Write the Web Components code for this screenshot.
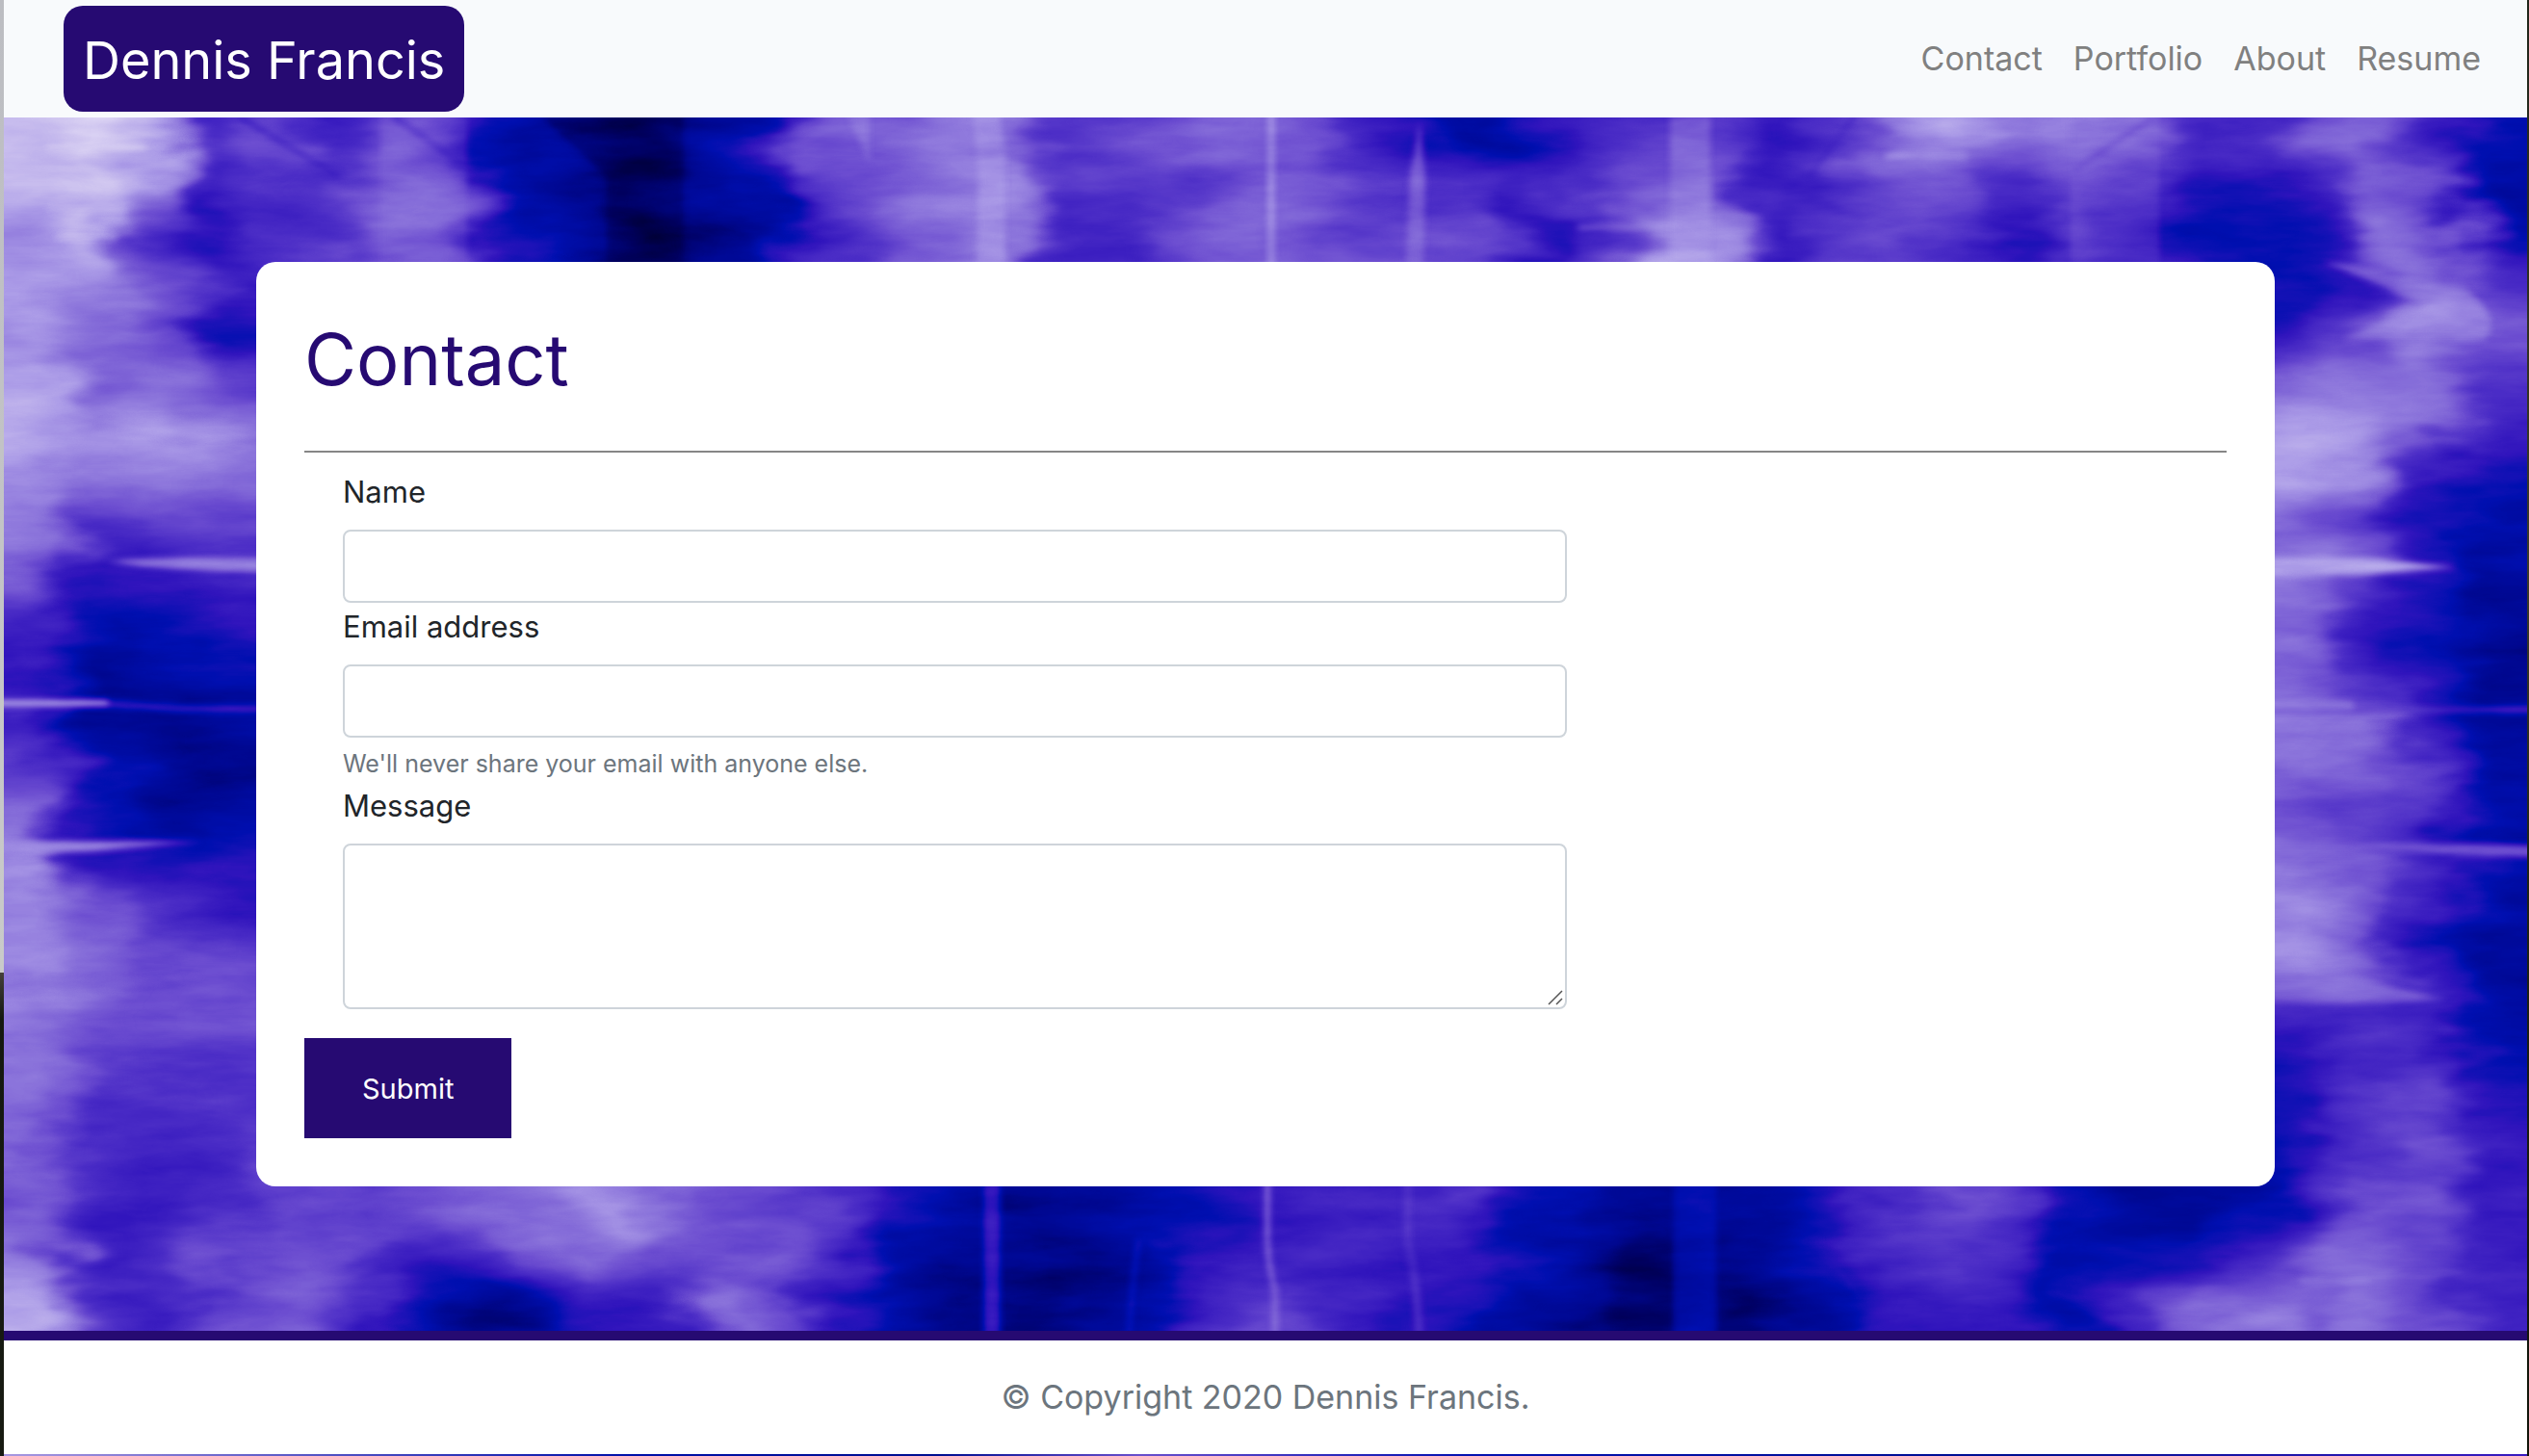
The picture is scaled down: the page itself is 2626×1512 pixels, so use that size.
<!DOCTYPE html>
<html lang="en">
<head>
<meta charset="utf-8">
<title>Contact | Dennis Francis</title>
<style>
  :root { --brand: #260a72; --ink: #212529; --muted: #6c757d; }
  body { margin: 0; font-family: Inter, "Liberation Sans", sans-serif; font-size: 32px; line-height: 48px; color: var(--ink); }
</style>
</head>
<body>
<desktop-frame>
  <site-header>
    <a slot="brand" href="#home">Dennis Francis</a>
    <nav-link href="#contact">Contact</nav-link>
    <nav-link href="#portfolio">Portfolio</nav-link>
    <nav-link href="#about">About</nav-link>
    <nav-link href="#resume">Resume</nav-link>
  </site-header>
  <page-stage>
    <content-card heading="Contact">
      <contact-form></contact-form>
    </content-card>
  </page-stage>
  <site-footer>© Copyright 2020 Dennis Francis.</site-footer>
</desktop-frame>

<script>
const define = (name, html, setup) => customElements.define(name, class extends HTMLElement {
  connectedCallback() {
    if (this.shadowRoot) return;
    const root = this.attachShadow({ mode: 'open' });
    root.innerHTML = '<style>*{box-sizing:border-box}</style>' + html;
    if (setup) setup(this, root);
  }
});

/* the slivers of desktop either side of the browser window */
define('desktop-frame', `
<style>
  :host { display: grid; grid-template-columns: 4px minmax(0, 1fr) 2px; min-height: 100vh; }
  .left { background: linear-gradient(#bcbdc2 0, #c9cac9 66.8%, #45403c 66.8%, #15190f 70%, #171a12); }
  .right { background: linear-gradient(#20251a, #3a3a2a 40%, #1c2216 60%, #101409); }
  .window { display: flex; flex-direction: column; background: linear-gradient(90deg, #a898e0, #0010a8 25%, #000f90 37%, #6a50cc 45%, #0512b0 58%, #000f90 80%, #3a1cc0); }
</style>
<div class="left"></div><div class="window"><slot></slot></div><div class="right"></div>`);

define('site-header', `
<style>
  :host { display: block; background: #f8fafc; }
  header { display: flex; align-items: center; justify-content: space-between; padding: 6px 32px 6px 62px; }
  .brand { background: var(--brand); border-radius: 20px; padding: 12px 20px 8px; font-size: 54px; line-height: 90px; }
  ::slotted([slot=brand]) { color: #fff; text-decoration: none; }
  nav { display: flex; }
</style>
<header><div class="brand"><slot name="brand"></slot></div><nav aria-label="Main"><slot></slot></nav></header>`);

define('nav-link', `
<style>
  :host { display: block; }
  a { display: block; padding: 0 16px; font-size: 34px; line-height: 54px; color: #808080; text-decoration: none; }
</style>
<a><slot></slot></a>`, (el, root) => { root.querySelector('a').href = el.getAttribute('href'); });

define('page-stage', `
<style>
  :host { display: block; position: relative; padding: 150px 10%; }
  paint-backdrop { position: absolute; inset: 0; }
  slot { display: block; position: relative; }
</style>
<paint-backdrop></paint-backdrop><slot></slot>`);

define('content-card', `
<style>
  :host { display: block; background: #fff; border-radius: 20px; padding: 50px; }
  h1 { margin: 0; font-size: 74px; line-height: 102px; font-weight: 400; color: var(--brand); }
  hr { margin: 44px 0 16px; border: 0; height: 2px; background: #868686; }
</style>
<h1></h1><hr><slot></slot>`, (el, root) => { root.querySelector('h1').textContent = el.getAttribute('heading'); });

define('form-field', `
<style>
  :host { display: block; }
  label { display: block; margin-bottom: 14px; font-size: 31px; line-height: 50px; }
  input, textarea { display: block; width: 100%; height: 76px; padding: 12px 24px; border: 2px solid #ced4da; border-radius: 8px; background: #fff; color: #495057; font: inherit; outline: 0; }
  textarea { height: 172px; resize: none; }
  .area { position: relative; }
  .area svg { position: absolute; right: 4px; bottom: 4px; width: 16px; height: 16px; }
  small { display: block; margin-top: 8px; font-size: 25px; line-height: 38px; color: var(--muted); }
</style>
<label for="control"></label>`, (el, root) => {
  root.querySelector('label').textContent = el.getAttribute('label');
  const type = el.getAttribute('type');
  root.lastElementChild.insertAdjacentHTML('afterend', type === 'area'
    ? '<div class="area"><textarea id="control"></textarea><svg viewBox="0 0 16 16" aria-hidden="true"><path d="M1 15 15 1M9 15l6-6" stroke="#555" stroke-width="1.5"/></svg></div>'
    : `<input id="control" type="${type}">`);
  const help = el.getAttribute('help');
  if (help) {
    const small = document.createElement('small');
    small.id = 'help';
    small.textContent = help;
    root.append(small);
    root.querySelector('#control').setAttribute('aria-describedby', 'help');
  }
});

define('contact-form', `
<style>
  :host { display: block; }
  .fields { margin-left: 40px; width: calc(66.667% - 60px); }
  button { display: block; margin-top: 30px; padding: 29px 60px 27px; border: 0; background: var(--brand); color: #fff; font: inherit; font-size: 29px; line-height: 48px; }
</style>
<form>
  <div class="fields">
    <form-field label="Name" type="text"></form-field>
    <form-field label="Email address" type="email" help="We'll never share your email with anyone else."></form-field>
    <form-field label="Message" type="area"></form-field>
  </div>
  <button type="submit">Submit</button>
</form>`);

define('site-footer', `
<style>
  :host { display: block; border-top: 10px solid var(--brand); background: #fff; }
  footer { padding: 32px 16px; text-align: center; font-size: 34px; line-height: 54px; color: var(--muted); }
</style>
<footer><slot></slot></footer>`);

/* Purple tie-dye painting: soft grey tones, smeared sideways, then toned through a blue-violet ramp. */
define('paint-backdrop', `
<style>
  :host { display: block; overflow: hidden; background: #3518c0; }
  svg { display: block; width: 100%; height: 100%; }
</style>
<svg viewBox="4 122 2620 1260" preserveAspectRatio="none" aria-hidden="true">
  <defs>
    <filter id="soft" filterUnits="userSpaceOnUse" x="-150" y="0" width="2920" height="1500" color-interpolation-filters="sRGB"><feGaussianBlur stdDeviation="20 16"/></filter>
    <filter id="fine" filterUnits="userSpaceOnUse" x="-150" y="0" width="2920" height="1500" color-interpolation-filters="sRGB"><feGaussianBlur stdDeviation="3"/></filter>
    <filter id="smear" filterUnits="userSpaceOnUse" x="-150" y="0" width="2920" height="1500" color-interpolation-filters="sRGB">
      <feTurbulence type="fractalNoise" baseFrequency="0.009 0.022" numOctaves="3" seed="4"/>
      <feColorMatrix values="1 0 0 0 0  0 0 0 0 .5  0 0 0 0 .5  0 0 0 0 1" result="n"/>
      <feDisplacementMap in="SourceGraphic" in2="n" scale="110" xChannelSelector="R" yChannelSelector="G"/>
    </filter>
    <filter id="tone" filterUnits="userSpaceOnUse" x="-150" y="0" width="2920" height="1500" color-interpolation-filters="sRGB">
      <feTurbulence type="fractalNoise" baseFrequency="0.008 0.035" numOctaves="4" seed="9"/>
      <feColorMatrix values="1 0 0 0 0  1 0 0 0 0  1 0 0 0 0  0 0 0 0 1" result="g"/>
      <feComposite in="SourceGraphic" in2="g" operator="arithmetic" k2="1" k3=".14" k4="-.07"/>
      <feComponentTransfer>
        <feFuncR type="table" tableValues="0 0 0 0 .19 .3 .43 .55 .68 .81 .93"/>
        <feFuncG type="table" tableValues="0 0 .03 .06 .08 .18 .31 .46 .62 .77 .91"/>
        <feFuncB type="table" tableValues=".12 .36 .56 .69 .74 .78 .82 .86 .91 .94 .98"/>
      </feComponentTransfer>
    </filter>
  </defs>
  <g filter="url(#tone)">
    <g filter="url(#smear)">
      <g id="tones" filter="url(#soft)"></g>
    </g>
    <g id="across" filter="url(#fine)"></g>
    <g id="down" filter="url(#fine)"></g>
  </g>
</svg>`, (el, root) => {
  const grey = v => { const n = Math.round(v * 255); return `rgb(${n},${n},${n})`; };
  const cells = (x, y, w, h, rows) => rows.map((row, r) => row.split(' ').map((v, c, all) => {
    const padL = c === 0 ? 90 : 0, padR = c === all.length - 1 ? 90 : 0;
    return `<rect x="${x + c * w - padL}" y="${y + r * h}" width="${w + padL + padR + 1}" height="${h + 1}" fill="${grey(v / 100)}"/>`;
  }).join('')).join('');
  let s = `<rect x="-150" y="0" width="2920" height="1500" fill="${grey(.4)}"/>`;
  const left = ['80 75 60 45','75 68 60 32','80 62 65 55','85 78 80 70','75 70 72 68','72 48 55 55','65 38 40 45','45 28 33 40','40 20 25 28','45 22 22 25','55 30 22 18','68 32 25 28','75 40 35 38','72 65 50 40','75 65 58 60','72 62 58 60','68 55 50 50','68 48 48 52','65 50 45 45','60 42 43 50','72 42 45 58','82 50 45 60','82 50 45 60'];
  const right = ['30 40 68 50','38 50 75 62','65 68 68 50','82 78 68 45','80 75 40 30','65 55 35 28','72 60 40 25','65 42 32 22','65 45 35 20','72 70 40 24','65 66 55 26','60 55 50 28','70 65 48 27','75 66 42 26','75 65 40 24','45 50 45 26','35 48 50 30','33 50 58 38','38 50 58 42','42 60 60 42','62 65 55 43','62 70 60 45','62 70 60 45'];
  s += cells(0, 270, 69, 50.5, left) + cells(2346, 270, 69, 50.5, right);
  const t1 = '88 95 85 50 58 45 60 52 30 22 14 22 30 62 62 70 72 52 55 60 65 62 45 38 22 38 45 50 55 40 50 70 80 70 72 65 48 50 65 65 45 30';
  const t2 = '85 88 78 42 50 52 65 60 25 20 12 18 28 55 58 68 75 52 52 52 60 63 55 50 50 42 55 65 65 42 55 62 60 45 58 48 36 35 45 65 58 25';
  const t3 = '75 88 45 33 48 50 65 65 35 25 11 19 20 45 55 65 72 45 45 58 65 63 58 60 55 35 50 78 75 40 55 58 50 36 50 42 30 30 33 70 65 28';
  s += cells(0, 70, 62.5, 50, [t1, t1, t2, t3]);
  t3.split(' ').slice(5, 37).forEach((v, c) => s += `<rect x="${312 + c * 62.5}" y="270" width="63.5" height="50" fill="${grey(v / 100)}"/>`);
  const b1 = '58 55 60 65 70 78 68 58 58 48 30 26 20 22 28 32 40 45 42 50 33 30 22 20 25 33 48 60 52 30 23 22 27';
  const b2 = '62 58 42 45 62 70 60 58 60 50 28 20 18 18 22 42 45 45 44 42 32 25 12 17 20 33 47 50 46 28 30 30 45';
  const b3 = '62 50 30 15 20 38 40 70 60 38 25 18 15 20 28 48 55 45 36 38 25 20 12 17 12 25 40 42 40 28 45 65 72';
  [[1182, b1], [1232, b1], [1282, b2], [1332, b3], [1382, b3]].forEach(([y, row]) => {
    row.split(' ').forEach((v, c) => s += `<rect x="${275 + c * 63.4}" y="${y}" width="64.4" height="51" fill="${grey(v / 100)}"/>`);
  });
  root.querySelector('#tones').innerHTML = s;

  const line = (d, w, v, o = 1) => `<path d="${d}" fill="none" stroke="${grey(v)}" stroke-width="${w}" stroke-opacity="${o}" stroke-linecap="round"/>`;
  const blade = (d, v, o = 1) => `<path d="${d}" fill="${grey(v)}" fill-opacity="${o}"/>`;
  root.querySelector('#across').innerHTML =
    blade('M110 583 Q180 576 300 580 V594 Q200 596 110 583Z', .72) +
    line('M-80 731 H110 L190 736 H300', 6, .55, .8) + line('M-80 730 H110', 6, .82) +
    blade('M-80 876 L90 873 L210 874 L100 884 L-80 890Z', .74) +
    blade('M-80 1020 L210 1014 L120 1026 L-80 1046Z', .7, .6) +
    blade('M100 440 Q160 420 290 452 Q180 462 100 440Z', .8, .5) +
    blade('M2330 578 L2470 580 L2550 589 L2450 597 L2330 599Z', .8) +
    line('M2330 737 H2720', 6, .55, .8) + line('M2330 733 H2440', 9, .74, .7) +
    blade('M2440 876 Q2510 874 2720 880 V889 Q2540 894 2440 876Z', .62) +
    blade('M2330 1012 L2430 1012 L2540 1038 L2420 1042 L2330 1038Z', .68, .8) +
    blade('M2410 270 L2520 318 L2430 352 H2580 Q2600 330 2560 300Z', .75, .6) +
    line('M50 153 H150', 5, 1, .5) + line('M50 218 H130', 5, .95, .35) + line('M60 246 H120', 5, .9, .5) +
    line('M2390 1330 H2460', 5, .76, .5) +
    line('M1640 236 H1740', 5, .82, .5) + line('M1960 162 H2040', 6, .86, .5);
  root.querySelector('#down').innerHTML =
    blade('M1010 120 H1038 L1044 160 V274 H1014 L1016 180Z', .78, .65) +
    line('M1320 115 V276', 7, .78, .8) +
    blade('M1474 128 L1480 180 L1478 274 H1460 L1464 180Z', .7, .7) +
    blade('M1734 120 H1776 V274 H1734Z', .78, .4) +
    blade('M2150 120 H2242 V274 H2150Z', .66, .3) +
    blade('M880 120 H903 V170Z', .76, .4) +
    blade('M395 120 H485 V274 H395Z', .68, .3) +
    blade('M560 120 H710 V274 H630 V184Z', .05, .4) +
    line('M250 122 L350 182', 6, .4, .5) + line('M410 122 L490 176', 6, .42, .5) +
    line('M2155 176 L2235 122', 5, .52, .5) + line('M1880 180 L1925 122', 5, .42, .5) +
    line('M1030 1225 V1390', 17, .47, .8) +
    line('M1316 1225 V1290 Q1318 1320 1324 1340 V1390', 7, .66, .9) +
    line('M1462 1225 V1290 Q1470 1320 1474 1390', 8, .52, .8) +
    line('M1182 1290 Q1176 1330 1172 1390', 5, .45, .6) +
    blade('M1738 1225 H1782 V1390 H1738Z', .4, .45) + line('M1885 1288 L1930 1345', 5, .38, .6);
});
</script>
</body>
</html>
★ ★ ★ ★ ★
(Task requirements)
Lines that include the word "this" are to be extracted from the data above.

(Finished answer)
Write the Web Components code for this screenshot.
    if (this.shadowRoot) return;
    const root = this.attachShadow({ mode: 'open' });
    if (setup) setup(this, root);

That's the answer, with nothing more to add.